Susan Mulvihill had her heart set on working at The Spokesman-Review for some time when she landed a job in the classified and advertising department in 1982. It was a great way to get her foot in the door, she said, but it was never her endgame.
From there, Mulvihill moved up to editorial, where she supervised the reference library. Then in 1994, Chris Peck, the editor at the time, asked her to join the team in charge of developing the paper’s first website.
During those years, she wrote articles for a local gardening club newsletter on the side. She hadn’t thought much of her writing, but, little known to her, it had caught the eye of the paper’s features editor.
In 2001, after former garden columnist Phyllis Stephens decided to retire, the features editor immediately reached out to Mulvihill.
“It was so out of the blue,” she said. But gardening had always been a passion of hers, so she knew she’d have no shortage of material to work with for writing.
From there, she wrote gardening columns and plant profiles for Voices and the A&E section until 2003, when a bicycling injury forced her to step back for a couple of years.

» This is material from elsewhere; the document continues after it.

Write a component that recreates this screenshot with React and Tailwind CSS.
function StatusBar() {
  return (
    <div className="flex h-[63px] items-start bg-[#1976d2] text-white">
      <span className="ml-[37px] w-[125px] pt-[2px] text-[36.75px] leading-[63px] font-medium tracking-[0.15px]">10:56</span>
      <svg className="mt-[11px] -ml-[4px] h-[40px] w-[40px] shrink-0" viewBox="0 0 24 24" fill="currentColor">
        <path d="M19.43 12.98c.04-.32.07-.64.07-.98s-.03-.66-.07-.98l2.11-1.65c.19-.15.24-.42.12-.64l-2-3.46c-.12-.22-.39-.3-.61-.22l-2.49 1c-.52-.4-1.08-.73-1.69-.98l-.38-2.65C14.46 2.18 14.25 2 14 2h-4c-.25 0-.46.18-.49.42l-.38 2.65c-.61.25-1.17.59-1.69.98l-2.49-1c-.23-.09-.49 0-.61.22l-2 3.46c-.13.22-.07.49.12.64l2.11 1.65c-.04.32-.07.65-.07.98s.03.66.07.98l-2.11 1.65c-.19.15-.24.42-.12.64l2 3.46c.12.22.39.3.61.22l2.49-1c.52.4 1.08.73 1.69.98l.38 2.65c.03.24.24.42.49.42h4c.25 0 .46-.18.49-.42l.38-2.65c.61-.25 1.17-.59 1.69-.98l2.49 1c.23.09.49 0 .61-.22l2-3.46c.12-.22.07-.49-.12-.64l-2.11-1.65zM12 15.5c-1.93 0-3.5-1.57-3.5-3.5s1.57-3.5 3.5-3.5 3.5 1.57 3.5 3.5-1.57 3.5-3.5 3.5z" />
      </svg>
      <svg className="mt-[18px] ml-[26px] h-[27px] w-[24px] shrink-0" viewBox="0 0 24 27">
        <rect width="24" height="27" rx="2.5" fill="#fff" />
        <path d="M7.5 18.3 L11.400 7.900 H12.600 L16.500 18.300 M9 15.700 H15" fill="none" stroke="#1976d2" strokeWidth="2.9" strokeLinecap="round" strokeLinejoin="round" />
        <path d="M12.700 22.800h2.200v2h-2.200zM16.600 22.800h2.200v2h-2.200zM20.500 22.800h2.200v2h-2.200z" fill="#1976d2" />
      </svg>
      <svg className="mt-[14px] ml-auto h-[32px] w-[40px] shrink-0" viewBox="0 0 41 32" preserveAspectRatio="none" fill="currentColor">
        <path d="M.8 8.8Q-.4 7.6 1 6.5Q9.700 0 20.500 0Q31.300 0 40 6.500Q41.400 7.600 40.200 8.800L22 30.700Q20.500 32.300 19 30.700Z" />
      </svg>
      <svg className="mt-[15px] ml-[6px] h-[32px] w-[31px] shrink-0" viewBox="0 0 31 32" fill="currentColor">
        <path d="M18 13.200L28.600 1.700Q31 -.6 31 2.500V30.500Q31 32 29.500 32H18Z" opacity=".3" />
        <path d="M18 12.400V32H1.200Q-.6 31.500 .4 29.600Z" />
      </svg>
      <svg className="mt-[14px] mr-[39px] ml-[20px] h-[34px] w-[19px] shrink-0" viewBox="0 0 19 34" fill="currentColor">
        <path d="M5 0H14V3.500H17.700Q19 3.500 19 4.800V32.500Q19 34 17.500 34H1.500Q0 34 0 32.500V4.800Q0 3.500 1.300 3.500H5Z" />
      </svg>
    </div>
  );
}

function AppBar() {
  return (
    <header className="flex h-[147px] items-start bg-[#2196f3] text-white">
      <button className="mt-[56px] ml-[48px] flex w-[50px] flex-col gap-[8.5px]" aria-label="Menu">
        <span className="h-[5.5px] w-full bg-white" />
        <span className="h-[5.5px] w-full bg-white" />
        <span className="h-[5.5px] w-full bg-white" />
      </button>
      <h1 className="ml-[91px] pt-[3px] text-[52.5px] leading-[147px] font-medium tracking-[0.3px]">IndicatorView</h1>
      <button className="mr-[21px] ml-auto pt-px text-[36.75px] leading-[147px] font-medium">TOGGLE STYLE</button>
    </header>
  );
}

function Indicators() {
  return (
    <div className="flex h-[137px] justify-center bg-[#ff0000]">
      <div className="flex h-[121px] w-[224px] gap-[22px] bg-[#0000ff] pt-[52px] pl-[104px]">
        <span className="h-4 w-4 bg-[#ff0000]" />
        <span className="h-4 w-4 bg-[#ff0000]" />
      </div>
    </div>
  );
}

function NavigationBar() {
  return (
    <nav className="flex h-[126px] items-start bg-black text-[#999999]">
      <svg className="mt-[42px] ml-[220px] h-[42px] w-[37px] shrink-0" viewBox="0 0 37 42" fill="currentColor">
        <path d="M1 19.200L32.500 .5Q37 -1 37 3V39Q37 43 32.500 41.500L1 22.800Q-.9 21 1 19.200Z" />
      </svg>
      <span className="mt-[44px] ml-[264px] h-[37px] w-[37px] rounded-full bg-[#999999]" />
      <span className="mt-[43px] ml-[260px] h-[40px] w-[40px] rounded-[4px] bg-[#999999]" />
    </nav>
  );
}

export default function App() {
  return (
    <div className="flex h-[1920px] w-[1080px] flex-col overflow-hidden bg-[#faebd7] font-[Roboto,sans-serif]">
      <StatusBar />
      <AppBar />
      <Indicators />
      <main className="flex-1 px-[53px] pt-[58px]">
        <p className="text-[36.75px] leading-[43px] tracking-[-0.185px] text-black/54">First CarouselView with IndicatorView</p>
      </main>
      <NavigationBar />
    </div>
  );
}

Then in 2007, she ran into the home and garden editor at a concert and quickly found herself being invited to write again.
“I asked, ‘What do you want me to write?’ and she just said, ‘Anything gardening,’ ” Mulvihill said. And today, 16 years later, she’s still doing exactly that. Many might expect to run out of topics after so many years. “But every year, I always come up with all kinds of new things to talk about,” she said.
Horticulture, it seems, is an endless wellspring of inspiration, and, as a Spokane County master gardener, Mulvihill is always answering questions. In the past few years, she has even started a YouTube channel dedicated to her work.
Mulvihill had never intended to become a writer, but, in the end, she just couldn’t avoid it. “Opportunities just kept falling into my lap,” she said, explaining that she really only started to feel like a writer after co-authoring “The Northwest Gardener’s Handbook” with fellow columnist Pat Munts.
“I think it was that first book … because it was something that was actually published as a book,” she said. “That was the the turning point, but I felt even more like a writer when I started this new book.”
Mulvihill’s latest work, “The Vegetable Garden Pest Handbook,” a gardener’s guide to identifying and solving common pest problems with respect to edible plants, has already sold out its first printing, and the second won’t be too far behind.
To aspiring columnists, Mulvihill offered the following advice:
“Do your research and be authentic. Write with your authentic voice because readers will relate much better to you. Don’t try to be someone you’re not!”
“The Vegetable Garden Pest Handbook” is available at Auntie’s Bookstore.